She studies climate policymaking and climate activism, meaning she spends a lot of time
with activists. Dana, I think that there's a sense that climate activism is becoming more
radical over time. Is that true? Well, certainly, Noelle, since the Biden administration took office,
we've seen a growing what we call a radical flank, which is those people who are engaging
in more confrontational and
radical tactics around climate change emerging.
These are folks who are doing something that's against social norms, like, for example, throwing
food on the covering of a work of art.
Another day, another Van Gogh artwork attacked by climate activists.
We've seen people using crazy glue in all sorts of crazy ways.
Protesters upset about fossil fuels interrupted the U.S. Open semifinals, and one of them actually,
get this, glued his bare feet to the concrete in the Arthur Ashe Stadium stands in Queens last
night. That had to hurt, right? As well as activists who glued their hands to the lectern in Switzerland.

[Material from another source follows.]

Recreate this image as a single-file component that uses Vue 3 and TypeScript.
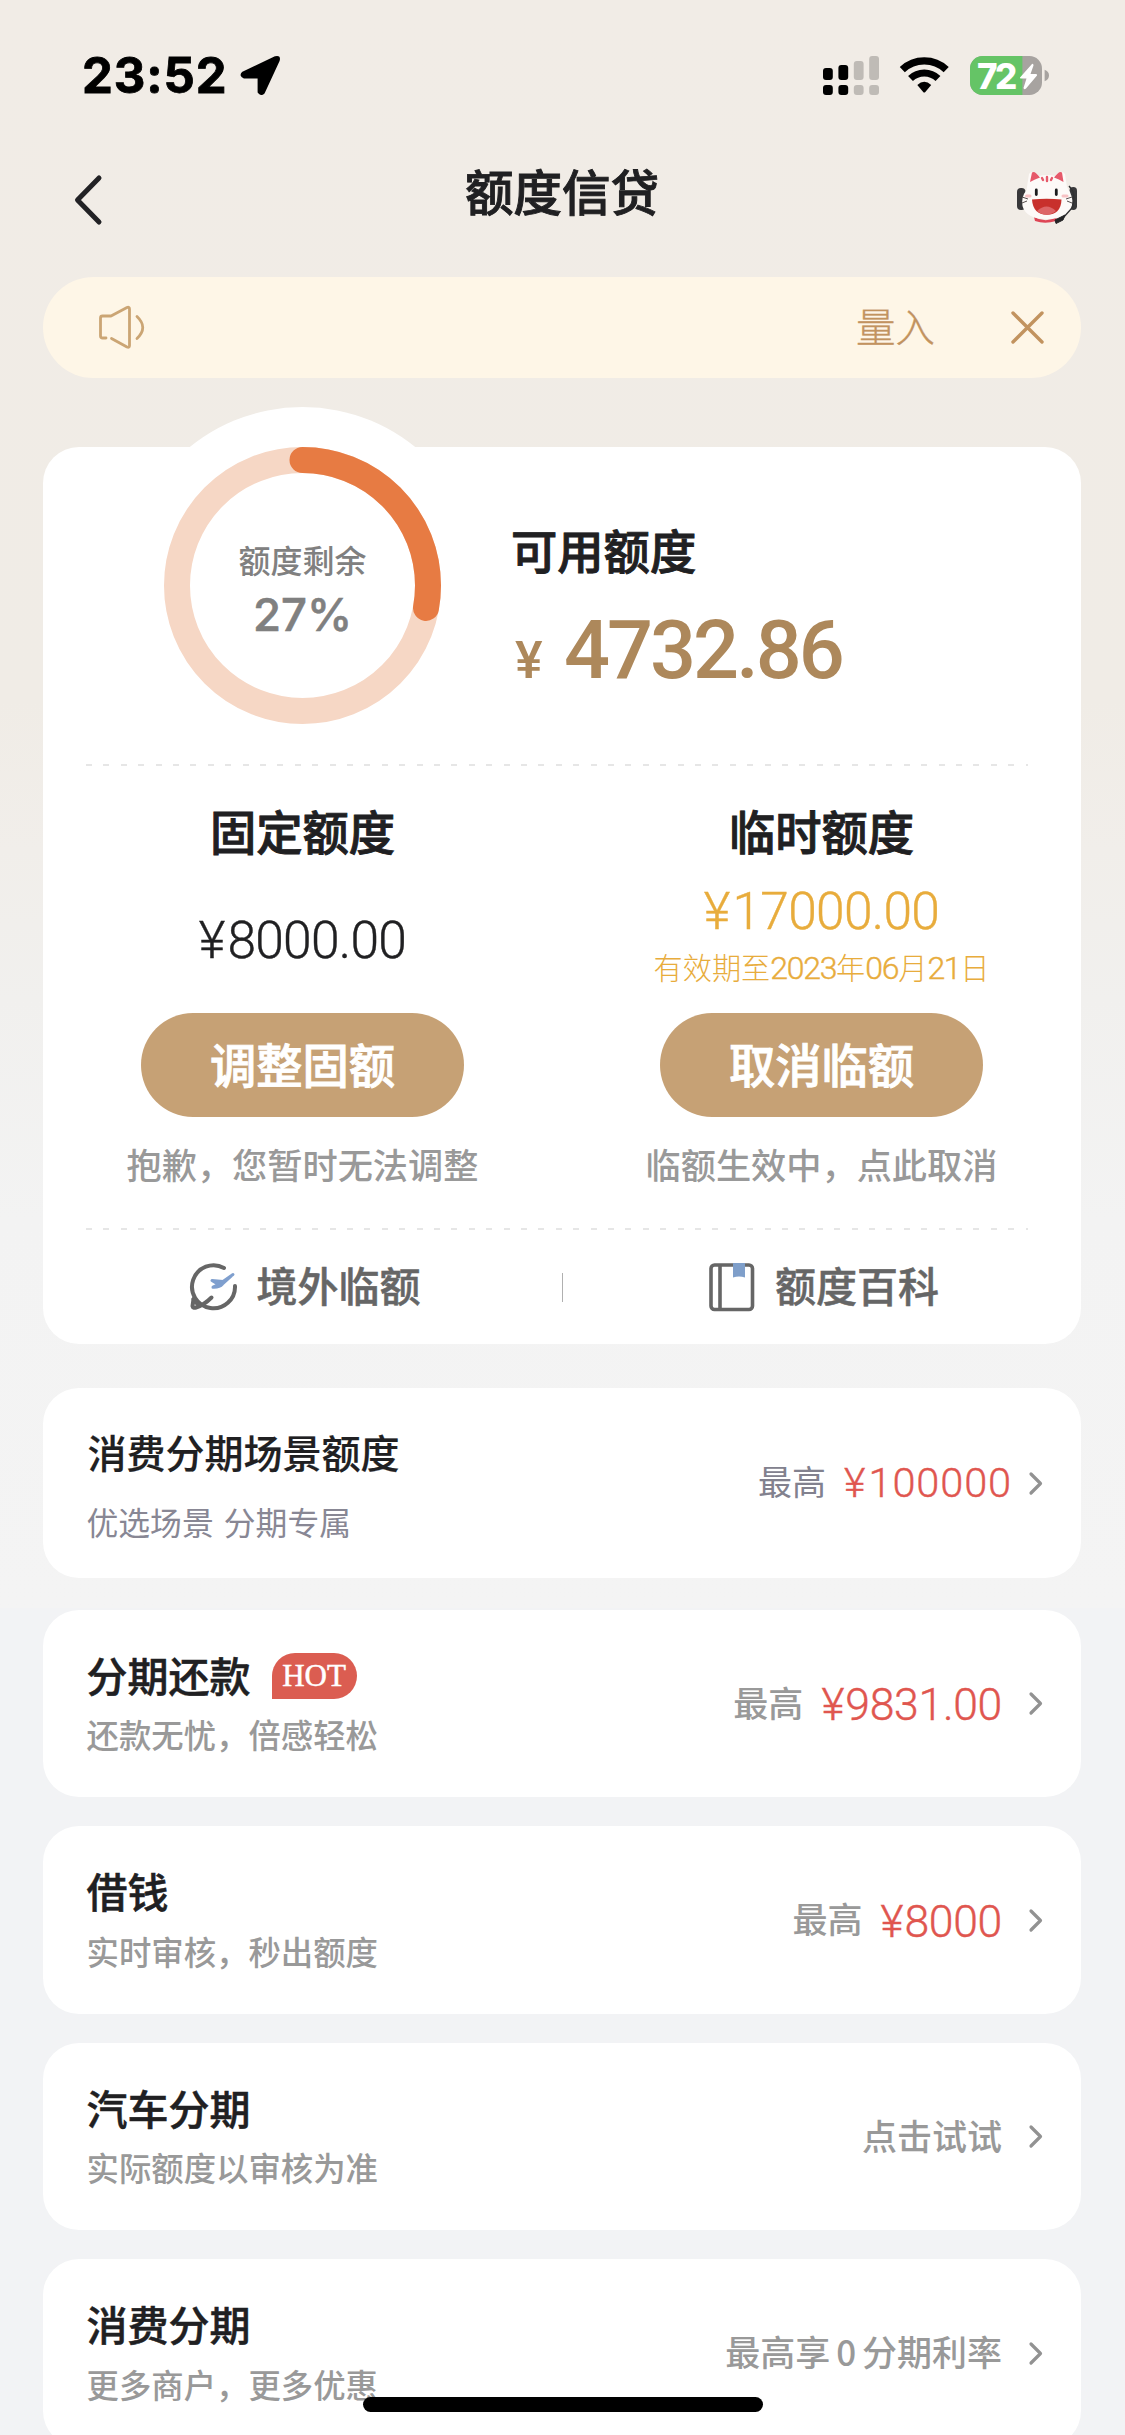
<script setup lang="ts">
interface Offer {
  title: string
  desc: string
  hot?: boolean
  label?: string
  amount?: string
  action?: string
  scene?: boolean
}

const offers: Offer[] = [
  { title: '消费分期场景额度', desc: '优选场景 分期专属', label: '最高', amount: '100000', scene: true },
  { title: '分期还款', desc: '还款无忧，倍感轻松', hot: true, label: '最高', amount: '9831.00' },
  { title: '借钱', desc: '实时审核，秒出额度', label: '最高', amount: '8000' },
  { title: '汽车分期', desc: '实际额度以审核为准', action: '点击试试' },
  { title: '消费分期', desc: '更多商户，更多优惠', action: '最高享 0 分期利率' },
]

const signalBars = [
  { x: 0, y: 12, on: true },
  { x: 15.4, y: 9, on: true },
  { x: 30.8, y: 5, on: false },
  { x: 46.2, y: 0, on: false },
]

const ringRadius = 125.5
const ringLength = 2 * Math.PI * ringRadius
const remaining = 4732.86 / 17000
</script>

<template>
  <div class="page">
    <header class="status">
      <div class="status-left">
        <span class="time">23:52</span>
        <svg class="arrow" width="41" height="41" viewBox="0 0 41 41">
          <path d="M3 18 35.5 2.600Q39.500 1.300 38.300 5.300L23.500 37.500Q21 40 19 37V22H4Q.5 20.500 3 18Z" fill="#000" stroke="#000" stroke-width="2.800" stroke-linejoin="round" />
        </svg>
      </div>
      <div class="status-right">
        <svg width="56" height="39" viewBox="0 0 56 39">
          <g v-for="bar in signalBars" :key="bar.x" :fill="bar.on ? '#000' : '#bfbbb6'">
            <rect :x="bar.x" :y="bar.y" width="9.800" :height="24 - bar.y" rx="3" />
            <rect :x="bar.x" y="29" width="9.800" height="10" rx="3" />
          </g>
        </svg>
        <svg class="wifi" width="49" height="37" viewBox="0 0 49 37">
          <g fill="none" stroke="#000">
            <path d="M2.300 12.600A32 32 0 0 1 46.200 12.600" stroke-width="7.400" />
            <path d="M10.500 21.600A19.800 19.800 0 0 1 38 21.600" stroke-width="7" />
          </g>
          <path d="M17.300 28Q24.250 21.600 31.200 28L25.300 35Q24.250 36.200 23.200 35Z" />
        </svg>
        <svg class="battery" width="80" height="39" viewBox="0 0 80 39">
          <clipPath id="cell"><rect width="72" height="39" rx="12.500" /></clipPath>
          <g clip-path="url(#cell)">
            <rect width="72" height="39" fill="#a7a3a0" />
            <rect width="52.400" height="39" fill="#65c466" />
          </g>
          <path d="M74.600 13.800Q79 15.500 79 19.500T74.600 25.200Z" fill="#a7a3a0" />
          <text x="7" y="32.600" class="battery-text">72</text>
          <path d="M62 8 50 21.500Q49.500 22.500 51 22.500H56.500L53.500 32Q54 34 56 32.500L67 19.500Q67.500 18 66 18H60.500L63.500 9.500Q63.500 7.300 62 8Z" fill="#fff" />
        </svg>
      </div>
    </header>

    <nav class="nav">
      <svg class="back" width="28" height="50" viewBox="0 0 28 50">
        <path d="M25 3 3.500 25 25 47" fill="none" stroke="#222225" stroke-width="5" stroke-linecap="round" stroke-linejoin="round" />
      </svg>
      <h1>额度信贷</h1>
      <svg class="mascot" width="60" height="54" viewBox="0 0 60 54">
        <path d="M17 47Q29 53.500 40 47L39 51Q28 54.500 18 51Z" fill="#de4555" />
        <rect x="0" y="18" width="8.500" height="22" rx="4" fill="#38383a" />
        <rect x="52.500" y="17" width="7.500" height="23" rx="3.700" fill="#38383a" />
        <path d="M9.500 20 12 4Q15-1 22 6Q30 4 38 6Q44-1 48 4L50 17Q57 27 55 36 50 49 30 49 9 49 5.500 36 4 27 9.500 20Z" fill="#fdfaf8" />
        <path d="M13 12 15 2.500Q17.500 0 23 7.500Q18 9 13 12Z" fill="#e6596a" />
        <path d="M46.500 12 45 2.500Q42.500 0 37 7.500Q42 9 46.500 12Z" fill="#e6596a" />
        <path d="M30 7V11M25 8 26 10M35 8 34 10" stroke="#e6596a" stroke-width="2.400" stroke-linecap="round" />
        <path d="M19.300 20V24.500M39.300 20V24.500" stroke="#1c1c1e" stroke-width="2.800" stroke-linecap="round" />
        <path d="M9.500 26H13M46 26H50" stroke="#f7c2c4" stroke-width="3" stroke-linecap="round" />
        <path d="M5 27 11 29M5 33 10 31M55 27 49 29M55 33 50 31" stroke="#57504f" stroke-width="1" />
        <path d="M15 29.500Q29.500 28 44.500 29.500 44 44.500 30 44.800 16 44.500 15 29.500Z" fill="#c8302c" />
        <path d="M20 41Q29.500 32 39 41 34 44.800 30 44.800 24 44.500 20 41Z" fill="#dd6567" />
        <path d="M52 16Q60 24 55 38L46 48" fill="none" stroke="#303032" stroke-width="1.400" />
        <path d="M38 50 48 45 46 50 39 53.500Z" fill="#252527" stroke="#252527" stroke-linejoin="round" />
      </svg>
    </nav>

    <main>
      <section class="notice">
        <svg width="46" height="43" viewBox="0 0 46 43" fill="none" stroke="#cba574" stroke-width="2.800" stroke-linecap="round" stroke-linejoin="round">
          <path d="M7 32H3.500Q1.500 32 1.500 30V12Q1.500 10 3.500 10H12L28 1.500Q30.500.500 30.500 3V39.500Q30.500 42 28 41L12.500 32.500M38 10.500Q49.500 21.500 38 32.500" />
        </svg>
        <span class="notice-text">量入</span>
        <svg class="close" width="33" height="33" viewBox="0 0 33 33">
          <path d="M2 2 31 31M31 2 2 31" stroke="#c2935f" stroke-width="3.400" stroke-linecap="round" />
        </svg>
      </section>

      <section class="card quota">
        <div class="summary">
          <div class="ring">
            <svg width="277" height="277" viewBox="0 0 277 277">
              <circle cx="138.500" cy="138.500" r="178.500" fill="#fff" />
              <circle cx="138.500" cy="138.500" :r="ringRadius" fill="none" stroke="#f6d7c5" stroke-width="26" />
              <circle
                cx="138.500"
                cy="138.500"
                :r="ringRadius"
                fill="none"
                stroke="#e77b43"
                stroke-width="26"
                stroke-linecap="round"
                :stroke-dasharray="`${ringLength * remaining} ${ringLength}`"
                transform="rotate(-90 138.500 138.500)"
              />
            </svg>
            <div class="ring-label">
              <span>额度剩余</span>
              <b>27%</b>
            </div>
          </div>
          <div class="available">
            <h2>可用额度</h2>
            <p><small>¥</small><strong>4732.86</strong></p>
          </div>
        </div>
        <div class="dashes"></div>
        <div class="columns">
          <div class="column">
            <h2>固定额度</h2>
            <div class="value fixed"><p class="money">¥<i>8000.00</i></p></div>
            <button>调整固额</button>
            <p class="hint">抱歉，您暂时无法调整</p>
          </div>
          <div class="column">
            <h2>临时额度</h2>
            <div class="value temp">
              <p class="money">¥<i>17000.00</i></p>
              <p class="until">有效期至<i>2023</i>年<i>06</i>月<i>21</i>日</p>
            </div>
            <button>取消临额</button>
            <p class="hint">临额生效中，点此取消</p>
          </div>
        </div>
        <div class="dashes"></div>
        <div class="links">
          <a class="link">
            <svg width="47" height="48" viewBox="0 0 47 48" fill="none" stroke-linecap="round" stroke-linejoin="round">
              <g stroke="#666" stroke-width="4">
                <path d="M34 5A21.500 21.500 0 1 0 45 23" />
                <path d="M3.500 36 2.500 43Q3 45.500 6 44.500 14 42 21.500 34.500" />
                <path d="M3.500 36Q5 40 10 42" />
              </g>
              <path d="M43 11.500 32.500 21Q29.500 24.500 23 24.200L28.500 21.500 22 17.500 33 18.500Z" fill="#7f9fce" stroke="#7f9fce" stroke-width="3" />
            </svg>
            <span>境外临额</span>
          </a>
          <span class="bar"></span>
          <a class="link">
            <svg width="46" height="49" viewBox="0 0 46 49">
              <rect x="2" y="2" width="41.500" height="44.500" rx="3.500" fill="none" stroke="#666" stroke-width="3.600" />
              <path d="M11 2V46" stroke="#666" stroke-width="3.600" />
              <path d="M24 0H36V14.500Q30 12.500 24 14.500Z" fill="#7f9fca" />
            </svg>
            <span>额度百科</span>
          </a>
        </div>
      </section>

      <section v-for="offer in offers" :key="offer.title" class="card offer" :class="{ scene: offer.scene }">
        <div class="offer-main">
          <div class="offer-title">
            <h3>{{ offer.title }}</h3>
            <span v-if="offer.hot" class="hot">HOT</span>
          </div>
          <p>{{ offer.desc }}</p>
        </div>
        <div class="offer-side">
          <span v-if="offer.label" class="label">{{ offer.label }}</span>
          <span v-if="offer.amount" class="amount">¥<i>{{ offer.amount }}</i></span>
          <span v-if="offer.action" class="label">{{ offer.action }}</span>
          <svg class="chevron" width="14" height="23" viewBox="0 0 14 23">
            <path d="M2 2 11.500 11.500 2 21" fill="none" stroke="#929292" stroke-width="3.200" stroke-linecap="round" stroke-linejoin="round" />
          </svg>
        </div>
      </section>
    </main>
    <div class="home"></div>
  </div>
</template>

<style>
body {
  margin: 0;
  background: #f2f3f5;
}
</style>

<style scoped>
.page {
  position: relative;
  box-sizing: border-box;
  width: 1125px;
  height: 2435px;
  overflow: hidden;
  font-family: "Noto Sans CJK SC", sans-serif;
  color: #202022;
  background: linear-gradient(#f1ece6 0, #f0ece6 700px, #f1eeea 850px, #f1f0ee 1000px, #f3f3f3 1220px, #f4f4f4 1608px, #f2f3f5 1608px);
}
h1, h2, h3, p {
  margin: 0;
}
h1, h2, button {
  -webkit-text-stroke: 0.9px currentColor;
}
i {
  font-style: normal;
}
svg {
  display: block;
  flex: none;
  overflow: visible;
}
.status {
  display: flex;
  justify-content: space-between;
  align-items: center;
  height: 150px;
  padding: 0 75px 0 82px;
}
.status-left, .status-right {
  display: flex;
  align-items: center;
}
.time {
  padding-top: 1px;
  font: 700 49px/60px Inter, sans-serif;
  letter-spacing: 0.9px;
  color: #000;
  -webkit-text-stroke: 0.8px #000;
}
.arrow {
  margin-left: 12px;
}
.wifi {
  margin-left: 21px;
}
.battery {
  margin-left: 21px;
}
.battery-text {
  font: 800 35px Inter, sans-serif;
  letter-spacing: -2.500px;
  fill: #fff;
}
.nav {
  display: flex;
  align-items: center;
  justify-content: space-between;
  height: 99px;
  padding: 0 48px 0 74px;
}
.nav h1 {
  padding: 0 0 19px 5px;
  font-size: 48.500px;
  line-height: 60px;
  font-weight: 500;
}
.mascot {
  margin-top: -5px;
}
main {
  padding: 28px 44px 0 43px;
}
.notice {
  display: flex;
  align-items: center;
  height: 101px;
  padding: 0 37px 0 56px;
  border-radius: 51px;
  background: #fef6e7;
}
.notice-text {
  margin-left: auto;
  padding-bottom: 6px;
  font-size: 39.500px;
  font-weight: 300;
  color: #c2935f;
  -webkit-text-stroke: 0.3px currentColor;
}
.close {
  margin-left: 76px;
}
.card {
  border-radius: 36px;
  background: #fff;
}
.quota {
  margin-top: 69px;
}
.summary {
  display: flex;
  height: 317px;
}
.ring {
  display: grid;
  margin-left: 121px;
  height: 277px;
}
.ring > * {
  grid-area: 1 / 1;
}
.ring-label {
  display: flex;
  flex-direction: column;
  align-items: center;
  padding-top: 89px;
  color: #808080;
  z-index: 1;
}
.ring-label span {
  font-size: 32px;
  line-height: 46px;
  font-weight: 500;
}
.ring-label b {
  margin-top: 8px;
  font: 500 45.500px/50px Inter, sans-serif;
  -webkit-text-stroke: 0.6px currentColor;
}
.available {
  margin-left: 69px;
  padding-top: 71.500px;
}
h2 {
  font-size: 46.300px;
  line-height: 60px;
  font-weight: 500;
}
.available h2 {
  padding-left: 1px;
}
.available p {
  display: flex;
  align-items: baseline;
  margin-top: 32.500px;
  height: 80px;
  font-family: Roboto, sans-serif;
  line-height: 80px;
  color: #ad885b;
}
.available small {
  width: 49px;
  margin-left: 5px;
  font-size: 52px;
  font-weight: 500;
}
.available strong {
  font-size: 81px;
  font-weight: 500;
  letter-spacing: -3px;
}
.dashes {
  height: 2px;
  margin: 0 53px 0 42.500px;
  background: repeating-linear-gradient(90deg, #e6e6e6 0 6px, transparent 6px 17.400px);
}
.columns {
  display: flex;
  height: 462px;
}
.column {
  flex: 1;
  display: flex;
  flex-direction: column;
  align-items: center;
}
.column h2 {
  margin-top: 34px;
}
.value {
  box-sizing: border-box;
  display: flex;
  flex-direction: column;
  align-items: center;
  height: 153px;
}
.fixed {
  padding-top: 55px;
}
.temp {
  padding-top: 26px;
  color: #e8ac3c;
}
.money {
  font: 300 51.500px/51px Roboto, sans-serif;
  white-space: nowrap;
  -webkit-text-stroke: 0.4px currentColor;
}
.money i {
  margin-left: 2px;
  letter-spacing: -0.700px;
}
.until {
  margin-top: 9px;
  font-size: 29.200px;
  line-height: 40px;
  font-weight: 300;
  white-space: nowrap;
}
.until i {
  font-family: Roboto, sans-serif;
  font-size: 32px;
  letter-spacing: -1.300px;
  -webkit-text-stroke: 0.4px currentColor;
}
button {
  width: 323px;
  height: 104px;
  border: 0;
  border-radius: 52px;
  padding: 0 0 4px;
  font: 500 46.300px/60px "Noto Sans CJK SC", sans-serif;
  color: #fff;
  background: #c6a175;
}
.hint {
  margin-top: 23px;
  font-size: 35.200px;
  line-height: 48px;
  font-weight: 500;
  color: #999;
}
.links {
  display: flex;
  align-items: center;
  height: 114px;
}
.link {
  flex: 1;
  display: flex;
  align-items: center;
  justify-content: center;
  gap: 20px;
  font-size: 41px;
  font-weight: 500;
  line-height: 50px;
  color: #666;
  padding-left: 5px;
  -webkit-text-stroke: 0.5px currentColor;
}
.link span {
  padding-bottom: 6px;
}
.bar {
  width: 1px;
  height: 29px;
  margin: 0 -1px 0 0;
  background: #b0b0b0;
}
.offer {
  box-sizing: border-box;
  display: flex;
  justify-content: space-between;
  height: 187.500px;
  margin-top: 29px;
  padding: 39.500px 38px 0 43.500px;
}
.scene {
  height: 190px;
  margin-top: 44px;
  padding-top: 38px;
}
.scene + .offer {
  margin-top: 31.500px;
}
.offer-title {
  display: flex;
  align-items: center;
  height: 50px;
}
h3 {
  padding-bottom: 1px;
  font-size: 41px;
  line-height: 50px;
  font-weight: 500;
  -webkit-text-stroke: 0.5px currentColor;
}
.scene h3 {
  padding: 0 0 1px 1px;
  font-size: 39px;
  -webkit-text-stroke: 0.2px currentColor;
}
.hot {
  width: 85px;
  height: 46px;
  margin: 4px 0 0 21px;
  border-radius: 23px 23px 23px 0;
  font: 31px/46px "Liberation Serif", serif;
  text-align: center;
  color: #fff;
  background: #db5d51;
  -webkit-text-stroke: 0.5px #fff;
}
.offer-main p {
  margin-top: 15px;
  font-size: 32.400px;
  line-height: 40px;
  font-weight: 500;
  color: #999;
}
.scene .offer-main p {
  margin-top: 25px;
  font-size: 31.800px;
  font-weight: 400;
  word-spacing: 3px;
  color: #888794;
}
.offer-side {
  display: flex;
  align-items: center;
  height: 109px;
}
.scene .offer-side {
  height: 114px;
}
.label {
  padding-bottom: 4px;
  font-size: 35px;
  line-height: 50px;
  font-weight: 500;
  word-spacing: -2px;
  color: #999;
}
.scene .label {
  font-size: 34px;
  font-weight: 400;
  color: #82818e;
}
.amount {
  margin-left: 18px;
  font: 300 44.500px/50px Roboto, sans-serif;
  color: #e0564f;
  padding-top: 3px;
  -webkit-text-stroke: 0.4px currentColor;
}
.amount i {
  margin-left: 1px;
  letter-spacing: -0.300px;
}
.scene .amount {
  font-size: 41.500px;
  padding-top: 0;
}
.scene .amount i {
  margin-left: 3px;
  letter-spacing: 0.900px;
}
.chevron {
  margin-left: 27px;
}
.scene .chevron {
  margin-left: 17px;
}
.home {
  position: absolute;
  left: 363px;
  top: 2397px;
  width: 400px;
  height: 15px;
  border-radius: 8px;
  background: #000;
}
</style>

The activists briefly interrupted a debate and sparked anger in the crowd.
No, sir, you won't glue yourself to the desk.
Seriously?
Other types of radical tactics include blocking traffic.
The morning commute is never fun, right?
But today, demonstrators are making things even worse.
We've been following this for you all morning here.
An environmental group has blocked traffic in several areas around Boston.
But these are all, you know, radical in that they're outside the norm of the ways that the environmental movement and the climate movement has worked in recent years,
which tends to be much more institutional and much more focused on working through the political system rather than outside of it. I saw a video recently. It was some climate activists who were, they were in Washington,
D.C., where I live, and they were blocking traffic. People were walking up to them and
saying, I need to get to work. I mean, these people are really upset.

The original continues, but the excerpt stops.